Best For: Long-term buy-and-hold investors who hate fees
3. VUG - The Vanguard Option
Full Name: Vanguard Growth ETF
Expense Ratio: 0.04%
Mag 7 Exposure: ~45%
Why It's Great: Vanguard's reputation + dirt-cheap fees + excellent tracking
Best For: Vanguard loyalists, IRA/401k investors
4. VGT - Pure Tech
Full Name: Vanguard Information Technology ETF
Expense Ratio: 0.10%
Mag 7 Exposure: ~55% (highest on this list)
Why It's Great: Sector-specific, includes Broadcom/AMD alongside Mag 7
Cons: Excludes Tesla and Amazon (not pure tech sector)

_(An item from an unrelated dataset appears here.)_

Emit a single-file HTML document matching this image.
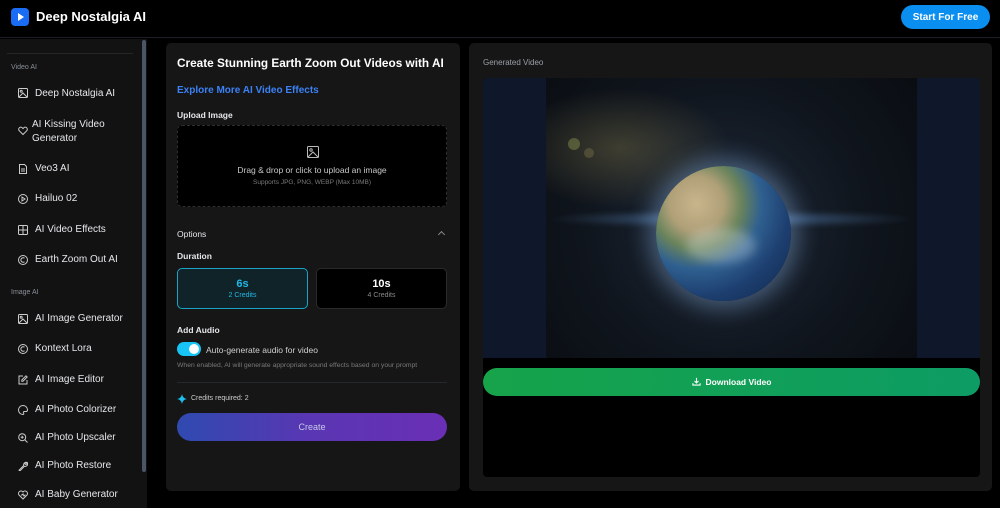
<!DOCTYPE html>
<html><head><meta charset="utf-8"><style>
*{margin:0;padding:0;box-sizing:border-box}
body{width:1000px;height:508px;background:#000;font-family:"Liberation Sans",sans-serif;color:#e5e7eb;overflow:hidden;position:relative}
.hdr{position:absolute;left:0;top:0;width:1000px;height:38px;background:#000;border-bottom:1px solid #1c1f26}
.logo{position:absolute;left:11px;top:8px;width:18px;height:18px;background:#1a6cf5;border-radius:4px}
.logo:after{content:"";position:absolute;left:7px;top:5px;border-left:6px solid #fff;border-top:4px solid transparent;border-bottom:4px solid transparent}
.brand{position:absolute;left:36px;top:9px;font-size:13px;font-weight:bold;color:#fff}
.start{position:absolute;left:901px;top:5px;width:89px;height:24px;border-radius:12px;background:#0a8ef0;color:#fff;font-size:10px;font-weight:bold;display:flex;align-items:center;justify-content:center}
.side{position:absolute;left:0;top:39px;width:147px;height:469px;background:#121212}
.sb{position:absolute;left:142px;top:40px;width:4px;height:432px;background:#4a5568;border-radius:2px}
.div{position:absolute;left:7px;top:53px;width:126px;height:1px;background:#262626}
.sec{position:absolute;left:11px;font-size:7px;color:#8a8f98}
.it{position:absolute;left:35px;font-size:10px;color:#e5e7eb}
.ic{position:absolute;left:18px;width:10px;height:10px}
.card{position:absolute;top:43px;height:448px;background:#161616;border-radius:5px}
.h1{position:absolute;left:177px;top:56px;font-size:11.8px;font-weight:bold;color:#fff}
.lnk{position:absolute;left:177px;top:85px;font-size:10px;color:#3b82f6;font-weight:bold}
.lbl{position:absolute;left:177px;font-size:8.5px;color:#e5e7eb;font-weight:bold}
.up{position:absolute;left:177px;top:125px;width:270px;height:82px;background:#000;border:1px dashed #2e2e2e;border-radius:5px;text-align:center}
.dur{position:absolute;top:268px;width:131px;height:41px;border-radius:5px;text-align:center}
.grad{position:absolute;left:177px;top:413px;width:270px;height:28px;border-radius:14px;background:linear-gradient(90deg,#2f4ab0,#5a36b3,#6a2fb5);color:#c7c9e8;font-size:9px;text-align:center;line-height:28px}
</style></head><body>
<div class="hdr"><div class="logo"></div><div class="brand">Deep Nostalgia AI</div><div class="start">Start For Free</div></div>
<div class="side"></div><div class="sb"></div><div class="div"></div>
<div class="sec" style="top:64px">Video AI</div>
<svg class="ic" style="top:88px" viewBox="0 0 10 10" fill="none" stroke="#ccc" stroke-width="1"><rect x="0.5" y="0.5" width="9" height="9" rx="1"/><circle cx="3.2" cy="3.2" r="1"/><path d="M1 9l4-4 4 4"/></svg>
<div class="it" style="top:88px">Deep Nostalgia AI</div>
<svg class="ic" style="top:126px" viewBox="0 0 10 10" fill="none" stroke="#ccc" stroke-width="1"><path d="M5 8.5L1.3 4.8a2 2 0 013-3L5 2.6l.7-.8a2 2 0 013 3z"/></svg>
<div class="it" style="top:118px;left:32px;line-height:14px">AI Kissing Video<br>Generator</div>
<svg class="ic" style="top:164px" viewBox="0 0 10 10" fill="none" stroke="#ccc" stroke-width="1"><path d="M1.5.5h5l2 2v7h-7z"/><path d="M3 5h4M3 7h4"/></svg>
<div class="it" style="top:163px">Veo3 AI</div>
<svg class="ic" style="top:194px" viewBox="0 0 10 10" fill="none" stroke="#ccc" stroke-width="1"><circle cx="5" cy="5" r="4.5"/><path d="M4 3v4l3-2z"/></svg>
<div class="it" style="top:193px">Hailuo 02</div>
<svg class="ic" style="top:225px" viewBox="0 0 10 10" fill="none" stroke="#ccc" stroke-width="1"><rect x="0.5" y="0.5" width="9" height="9" rx="1"/><path d="M5 .5v9M.5 5h9"/></svg>
<div class="it" style="top:224px">AI Video Effects</div>
<svg class="ic" style="top:255px" viewBox="0 0 10 10" fill="none" stroke="#ccc" stroke-width="1"><circle cx="5" cy="5" r="4.5"/><path d="M6.5 3.3a2.2 2.2 0 100 3.4"/></svg>
<div class="it" style="top:254px">Earth Zoom Out AI</div>
<div class="sec" style="top:289px">Image AI</div>
<svg class="ic" style="top:314px" viewBox="0 0 10 10" fill="none" stroke="#ccc" stroke-width="1"><rect x="0.5" y="0.5" width="9" height="9" rx="1"/><circle cx="3.2" cy="3.2" r="1"/><path d="M1 9l4-4 4 4"/></svg>
<div class="it" style="top:313px">AI Image Generator</div>
<svg class="ic" style="top:344px" viewBox="0 0 10 10" fill="none" stroke="#ccc" stroke-width="1"><circle cx="5" cy="5" r="4.5"/><path d="M6.5 3.3a2.2 2.2 0 100 3.4"/></svg>
<div class="it" style="top:343px">Kontext Lora</div>
<svg class="ic" style="top:375px" viewBox="0 0 10 10" fill="none" stroke="#ccc" stroke-width="1"><path d="M5 1H1v8h8V5"/><path d="M8 .8l1.2 1.2L5 6.2H3.8V5z"/></svg>
<div class="it" style="top:374px">AI Image Editor</div>
<svg class="ic" style="top:405px" viewBox="0 0 10 10" fill="none" stroke="#ccc" stroke-width="1"><path d="M5 .5a4.5 4.5 0 000 9c1 0 1-1 .5-1.6S5.6 6.5 6.5 6.5h1.5A1.5 1.5 0 009.5 5 4.5 4.5 0 005 .5z"/></svg>
<div class="it" style="top:404px">AI Photo Colorizer</div>
<svg class="ic" style="top:433px" viewBox="0 0 10 10" fill="none" stroke="#ccc" stroke-width="1"><circle cx="4.2" cy="4.2" r="3.5"/><path d="M6.8 6.8l2.7 2.7M4.2 2.7v3M2.7 4.2h3"/></svg>
<div class="it" style="top:432px">AI Photo Upscaler</div>
<svg class="ic" style="top:461px" viewBox="0 0 10 10" fill="none" stroke="#ccc" stroke-width="1"><path d="M9 1.5a2.5 2.5 0 00-3.3 3L1 9.2l.8.8L6.5 5.3A2.5 2.5 0 009.5 2L8 3.5 7 3 6.5 2z"/></svg>
<div class="it" style="top:460px">AI Photo Restore</div>
<svg class="ic" style="top:490px" viewBox="0 0 10 10" fill="none" stroke="#ccc" stroke-width="1"><path d="M5 9L1 5a2.3 2.3 0 014-3 2.3 2.3 0 014 3z"/><path d="M3 5h1l1-1 1 2 1-1h.5"/></svg>
<div class="it" style="top:489px">AI Baby Generator</div>

<div class="card" style="left:166px;width:294px"></div>
<div class="h1">Create Stunning Earth Zoom Out Videos with AI</div>
<div class="lnk">Explore More AI Video Effects</div>
<div class="lbl" style="top:110px">Upload Image</div>
<div class="up">
<svg style="position:absolute;left:129px;top:20px" width="12" height="12" viewBox="0 0 12 12" fill="none" stroke="#bbb" stroke-width="1"><rect x=".5" y=".5" width="11" height="11" rx="1"/><circle cx="4" cy="4" r="1.2"/><path d="M1 11l5-5 5 5"/></svg>
<div style="position:absolute;left:0;right:0;top:39px;font-size:8.5px;color:#c8c8c8">Drag &amp; drop or click to upload an image</div>
<div style="position:absolute;left:0;right:0;top:53px;font-size:6.5px;color:#7a7a7a">Supports JPG, PNG, WEBP (Max 10MB)</div>
</div>
<div class="lbl" style="top:229px;font-weight:normal">Options</div>
<div style="position:absolute;left:439px;top:232px;width:5px;height:5px;border-left:1px solid #888;border-top:1px solid #888;transform:rotate(45deg)"></div>
<div class="lbl" style="top:251px">Duration</div>
<div class="dur" style="left:177px;background:#0f2329;border:1.5px solid #1aa3c7"><div style="margin-top:9px;font-size:11px;font-weight:bold;color:#22b8e6">6s</div><div style="font-size:7px;color:#22b8e6;margin-top:2px">2 Credits</div></div>
<div class="dur" style="left:316px;background:#000;border:1px solid #2a2a2a"><div style="margin-top:9px;font-size:11px;font-weight:bold;color:#fff">10s</div><div style="font-size:7px;color:#8a8a8a;margin-top:2px">4 Credits</div></div>
<div class="lbl" style="top:325px">Add Audio</div>
<div style="position:absolute;left:177px;top:342px;width:24px;height:14px;border-radius:7px;background:#18c3f5"><div style="position:absolute;left:12px;top:2px;width:10px;height:10px;border-radius:50%;background:#fff"></div></div>
<div style="position:absolute;left:206px;top:345px;font-size:8.5px;color:#d0d0d0">Auto-generate audio for video</div>
<div style="position:absolute;left:177px;top:362px;font-size:6.8px;color:#7a7a7a">When enabled, AI will generate appropriate sound effects based on your prompt</div>
<div style="position:absolute;left:177px;top:382px;width:270px;height:1px;background:#24282e"></div>
<svg style="position:absolute;left:177px;top:394px" width="10" height="10" viewBox="0 0 10 10"><path d="M5 0Q5.6 4.4 10 5 5.6 5.6 5 10 4.4 5.6 0 5 4.4 4.4 5 0z" fill="#1ec0f0"/></svg>
<div style="position:absolute;left:191px;top:395px;font-size:7px;color:#ccc">Credits required: 2</div>
<div class="grad">Create</div>

<div class="card" style="left:469px;width:523px"></div>
<div style="position:absolute;left:483px;top:58px;font-size:8px;color:#9aa0a8">Generated Video</div>
<div style="position:absolute;left:483px;top:78px;width:497px;height:399px;background:#000;border-radius:4px;overflow:hidden">
<div style="position:absolute;left:0;top:0;width:497px;height:280px;background:#0f172a"></div>
<div style="position:absolute;left:63px;top:0;width:371px;height:280px;overflow:hidden;background:radial-gradient(ellipse 110px 60px at 20% 25%,rgba(130,120,75,.4),transparent),radial-gradient(circle at 48% 52%,#1f2a3a 0,#10161e 55%,#0a0d12 100%)">
<div style="position:absolute;left:0;top:132px;width:371px;height:18px;background:radial-gradient(ellipse 50% 50% at 50% 50%,rgba(100,150,210,.6),transparent);filter:blur(2px)"></div>
<div style="position:absolute;left:22px;top:60px;width:12px;height:12px;border-radius:50%;background:rgba(140,150,80,.45)"></div>
<div style="position:absolute;left:38px;top:70px;width:10px;height:10px;border-radius:50%;background:rgba(140,130,80,.35)"></div>
<div style="position:absolute;left:110px;top:88px;width:135px;height:135px;border-radius:50%;box-shadow:0 0 22px 8px rgba(140,180,230,.4);background:radial-gradient(circle at 30% 28%,#c9b58c 0,#b0a078 20%,#6a845c 33%,#2f6090 48%,#1d3f70 68%,#0f2548 100%)"></div>
<div style="position:absolute;left:140px;top:150px;width:70px;height:35px;border-radius:50%;background:rgba(230,235,240,.3);filter:blur(5px)"></div>
</div>
</div>
<div style="position:absolute;left:483px;top:368px;width:497px;height:28px;border-radius:14px;background:linear-gradient(90deg,#16a34a,#0d9c64);color:#fff;font-size:8.5px;font-weight:bold;text-align:center;line-height:28px">
<svg style="vertical-align:-1px;margin-right:5px" width="9" height="9" viewBox="0 0 10 10" fill="none" stroke="#fff" stroke-width="1.2"><path d="M5 1v5.5M2.8 4.5L5 6.7 7.2 4.5M1 7v2h8V7"/></svg>Download Video</div>
</body></html>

Best For: Investors bullish specifically on tech sector
5. Motilal Nasdaq 100 FOF (India)
For Indian Investors Only
Expense Ratio: ~0.65%
How It Works: This mutual fund invests in QQQ, giving Indian investors indirect Nasdaq access
Pros: No LRS limit hassle, INR-based, tax-efficient in India
Cons: Higher fees than direct QQQ purchase
Best For: Indian investors who don't want international brokerage accounts
DIY vs ETF: Which Is Better?
ETF (QQQ)
Pros:
- One-click diversification
- Auto-rebalancing
- Lower minimum ($100-200)
- Instant buy/sell
Cons:
- 0.20% annual fee (₹2,000 on ₹10L)
- Only 48% Mag 7 exposure
- Diluted by 93 other stocks
DIY Portfolio
Pros:
- 100% Mag 7 concentration
- Zero ongoing fees
- Full control over allocation
- Tax-loss harvesting
Cons:
- Need $5K+ to start
- Manual rebalancing
- 7 separate transactions
The Math
Scenario: ₹10 lakh invested, 10% annual return, 10 years
QQQ (0.20% fee): Ending value = ₹25.18 lakh
DIY (0% fee): Ending value = ₹25.94 lakh
Difference: ₹76,000 saved over 10 years by going DIY
Our Recommendation: If you have ₹5 lakh+, go DIY. If you're just starting with ₹50K-2L, buy QQQ/SCHG.
FAQ
1. Will someone create an official Bro Billionaire ETF?
Possibly. Given the popularity, an asset manager could launch a "Magnificent Seven Equal Weight ETF" (14.3% each). But none exist yet as of Feb 2026.
2. Can Indian investors buy QQQ directly?
Yes, through Vested, INDMoney, or ICICI Direct Global. Requires international trading account and counts against LRS limit.
3. Is ARKK similar to Bro Billionaire basket?
No. ARKK (Cathie Wood's fund) focuses on disruptive innovation with higher risk. Overlap exists (Tesla, Nvidia sometimes) but different philosophy.
4. What about FANG+ ETN?
Yes! NYSE FANG+ Index (ticker: FANGZ in Singapore) tracks 10 mega-cap tech stocks including all Mag 7. But it's an ETN (note), not ETF—different tax treatment and counterparty risk.
5. Should I just buy the S&P 500?
S&P 500 (SPY/VOO) has ~28% Mag 7 exposure. Less concentrated than QQQ (48%) but more diversified. Choose based on risk tolerance—SPY is safer, QQQ is higher beta.
The Bottom Line
There's no official "Bro Billionaire ETF," but QQQ is 90% of what you need. It holds all seven stocks, costs only 0.20%, and is the most liquid tech ETF on earth.
If you want maximum concentration and zero fees, build a DIY portfolio. If you want simplicity and don't mind dilution, buy QQQ/SCHG/VUG.
Either way, you're getting exposure to the same stocks billionaires own. Execution matters more than the wrapper.